Take an FX lens for example. The FX capture area (sensor) is 24mm x 36mm. Measuring diagonally from the centre to the corner, that is 21.63mm. Therefore the MTF chart for FX lens should have the x-axis from 0 to 21.63mm. Although measurement is usually at 0, 5, 10, 15, and 20mm locations, and vertical grid lines are drawn on those locations.

The measurement is a pattern of black lines over a white background. The lines that is parallel to the diagonal line of measurement on the sensor are called sagittal lines and those orthogonal to the diagonal line are called meridional lines. The lines (black-white-black-white of equal distances) can be in different spatial frequencies: Typically 10 lines/mm (low frequency to measure contrast) or 30 lines/mm (high frequency to measure resolution). Therefore, you will see curves on the MTF charts marked with S10, S30, M10, and M30. The higher and flatter the curves, the better.

How to plot MTF charts

This is how MTF can tell about contrast and resolution: With the black-and-white lines pattern, a good lens will keep the lines clearly distinguishable but a bad one will blur them, producing dark grey-light gray pattern instead of black-and-white. At 30 lines/mm, a good lens keeps the clear boundary, allows a high optical resolution. At 10 lines/mm, even a bad lens is unlikely to blur the pattern to a flat grey. Therefore, you should expect the S10 and M10 curves are above S30 and M30 curves.

If the curves show obvious wavy pattern (i.e., going down as away from centre, up again, then down to the far end), the lens has field curvature (i.e., plane of focus is wavy-curved, not flat, not spherical).

If the sagittal and meridional lines are widely separated, the lens is badly corrected for astigmatism (blurry focus due to point light source stretched into lines or ovals) and lateral optical aberrations (focus differently between centre and the edge, leading to color fringing towards the edges of the frame).

Note that the MTF chart does not tell anything about distortion, color reproduction, vignetting, lens flare, or longitudinal aberrations (different color frequency focused differently).

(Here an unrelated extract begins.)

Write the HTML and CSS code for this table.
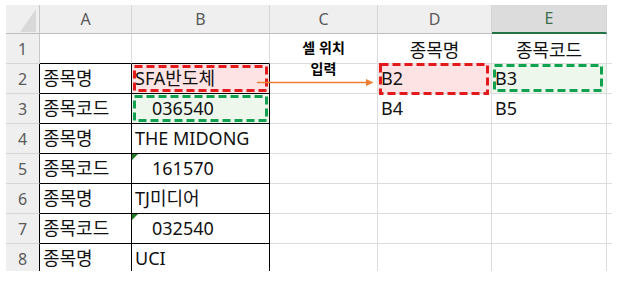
FILE: index.html
```html
<!DOCTYPE html>
<html lang="ko">
<head>
<meta charset="utf-8">
<title>Sheet</title>
<link rel="stylesheet" href="styles.css">
</head>
<body>
<div class="sheet">
  <!-- header row -->
  <div class="corner"><svg width="33" height="28" viewBox="0 0 33 28"><polygon points="30,4 14,27 30,27" fill="#d9d9d9"/></svg></div>
  <div class="hd">A</div>
  <div class="hd">B</div>
  <div class="hd">C</div>
  <div class="hd">D</div>
  <div class="hd sel">E</div>
  <div class="hdtail"></div>

  <!-- row 1 -->
  <div class="rh">1</div>
  <div class="c bt"></div>
  <div class="c bt"></div>
  <div class="c"><div class="note"><div>셀 위치</div><div>입력</div></div></div>
  <div class="c ctr">종목명</div>
  <div class="c ctr">종목코드</div>
  <div class="c tail"></div>

  <!-- row 2 -->
  <div class="rh bk">2</div>
  <div class="c bx">종목명</div>
  <div class="c bx pink">SFA반도체<svg class="dash red b2" width="135" height="27"><rect x="1.5" y="1.5" width="132" height="24"/></svg></div>
  <div class="c"></div>
  <div class="c pink">B2<svg class="dash red d2" width="110" height="32"><rect x="1.5" y="1.5" width="107" height="29"/></svg></div>
  <div class="c mint">B3<svg class="dash green e2" width="110" height="28"><rect x="1.5" y="1.5" width="107" height="25"/></svg></div>
  <div class="c tail"></div>

  <!-- row 3 -->
  <div class="rh bk">3</div>
  <div class="c bx">종목코드</div>
  <div class="c bx mint ind">036540<svg class="dash green b3" width="135" height="27"><rect x="1.5" y="1.5" width="132" height="24"/></svg></div>
  <div class="c"></div>
  <div class="c">B4</div>
  <div class="c">B5</div>
  <div class="c tail"></div>

  <!-- row 4 -->
  <div class="rh bk">4</div>
  <div class="c bx">종목명</div>
  <div class="c bx">THE MIDONG</div>
  <div class="c"></div>
  <div class="c"></div>
  <div class="c"></div>
  <div class="c tail"></div>

  <!-- row 5 -->
  <div class="rh bk">5</div>
  <div class="c bx">종목코드</div>
  <div class="c bx ind flag">161570</div>
  <div class="c"></div>
  <div class="c"></div>
  <div class="c"></div>
  <div class="c tail"></div>

  <!-- row 6 -->
  <div class="rh bk">6</div>
  <div class="c bx">종목명</div>
  <div class="c bx">TJ미디어</div>
  <div class="c"></div>
  <div class="c"></div>
  <div class="c"></div>
  <div class="c tail"></div>

  <!-- row 7 -->
  <div class="rh bk">7</div>
  <div class="c bx">종목코드</div>
  <div class="c bx ind flag">032540</div>
  <div class="c"></div>
  <div class="c"></div>
  <div class="c"></div>
  <div class="c tail"></div>

  <!-- row 8 -->
  <div class="rh bk last">8</div>
  <div class="c bx last">종목명</div>
  <div class="c bx last">UCI</div>
  <div class="c last"></div>
  <div class="c last"></div>
  <div class="c last"></div>
  <div class="c tail last"></div>

  <svg class="arrow" width="118" height="9" viewBox="0 0 118 9">
    <line x1="0" y1="4.5" x2="110" y2="4.5" stroke="#ed7d31" stroke-width="1.5"/>
    <polygon points="109,1 116.5,4.5 109,8" fill="#ed7d31"/>
  </svg>
</div>
</body>
</html>
```
FILE: styles.css
```css
html, body {
  margin: 0;
  padding: 0;
  background: #ffffff;
}

.sheet {
  position: relative;
  margin: 5px 0 0 6px;
  width: 606px;
  height: 266px;
  display: grid;
  grid-template-columns: 34px 92px 138px 108px 114px 115px 5px;
  grid-template-rows: 29px repeat(7, 30px) 27px;
  font-family: "Noto Sans", "Noto Sans CJK KR", sans-serif;
  font-size: 18px;
  color: #111111;
}

.corner {
  background: #efefef;
  border-right: 1px solid #c8c8c8;
  border-bottom: 1px solid #bdbdbd;
  box-sizing: border-box;
}
.corner svg { display: block; }

.hd {
  background: #efefef;
  border-right: 1px solid #d6d6d6;
  border-bottom: 1px solid #bdbdbd;
  box-sizing: border-box;
  text-align: center;
  font-size: 16px;
  line-height: 28px;
  color: #5a5a5a;
}
.hd.sel {
  background: #dcdcdc;
  border-bottom: 2px solid #217346;
  color: #3b6e50;
  line-height: 27px;
}

.rh {
  background: #efefef;
  border-right: 1px solid #c8c8c8;
  border-bottom: 1px solid #d6d6d6;
  box-sizing: border-box;
  text-align: center;
  font-size: 16px;
  line-height: 30px;
  color: #5a5a5a;
}
.rh.bk { border-right-color: #000000; }

.c {
  position: relative;
  box-sizing: border-box;
  border-right: 1px solid #dcdcdc;
  border-bottom: 1px solid #dcdcdc;
  padding: 0 3px;
  line-height: 29px;
  white-space: nowrap;
}
.c.tail { border-right: none; padding: 0; }
.c.bt { border-bottom-color: #000000; }
.c.bx { border-right-color: #000000; border-bottom-color: #000000; }
.last { border-bottom: none !important; }

.ctr { text-align: center; line-height: 33px; }
.ind { padding-left: 20px; }
.pink { background: #fde3e4; }
.mint { background: #eef7eb; }

.flag::before {
  content: "";
  position: absolute;
  left: 0;
  top: 0;
  border-top: 6px solid #1f7a1f;
  border-right: 6px solid transparent;
}

.note {
  font-family: "Noto Sans CJK KR", sans-serif;
  font-weight: 700;
  font-size: 14px;
  line-height: 20.5px;
  text-align: center;
  padding-top: 3px;
  color: #000000;
}

.dash {
  position: absolute;
  overflow: visible;
}
.dash rect {
  fill: none;
  stroke-width: 3;
  stroke-dasharray: 8 4;
}
.dash.red rect { stroke: #e31a1c; }
.dash.green rect { stroke: #12a150; }
.dash.b2 { left: 1px; top: 1px; }
.dash.b3 { left: 1px; top: 1px; }
.dash.d2 { left: 1px; top: -1px; }
.dash.e2 { left: 1px; top: 0; }

.arrow {
  position: absolute;
  left: 251px;
  top: 73px;
}
```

Below are the MTF charts of two Nikkor lens of identical zoom range: The AF-S 24-70 f/2.8E ED VR (F-mount) and the Z 24-70 f/2.8S (Z-mount). The MTF charts from Nikon are measured with maximum aperture:

AF-S 24-70 f/2.8E ED VR
Z 24-70 f/2.8S

This shows the Z-mount lens is superior because all curves are above the F-mount counterpart. Also the F-mount one shows a “wavy” S30 curve, and wider separation between S and M counterparts, thus it is less sharp.

These are wide end MTF charts, i.e., at 24mm. Let’s see also the Z-mount tele end (70mm):

AF-S 24-70 f/2.8E ED VR
Z 24-70 f/2.8S

The S30 and M30 curves are lower than the wide counterparts. Thus it is less sharp on the tele-end. But S30 is closer to M30, thus the aberrations should be less pronounced, however.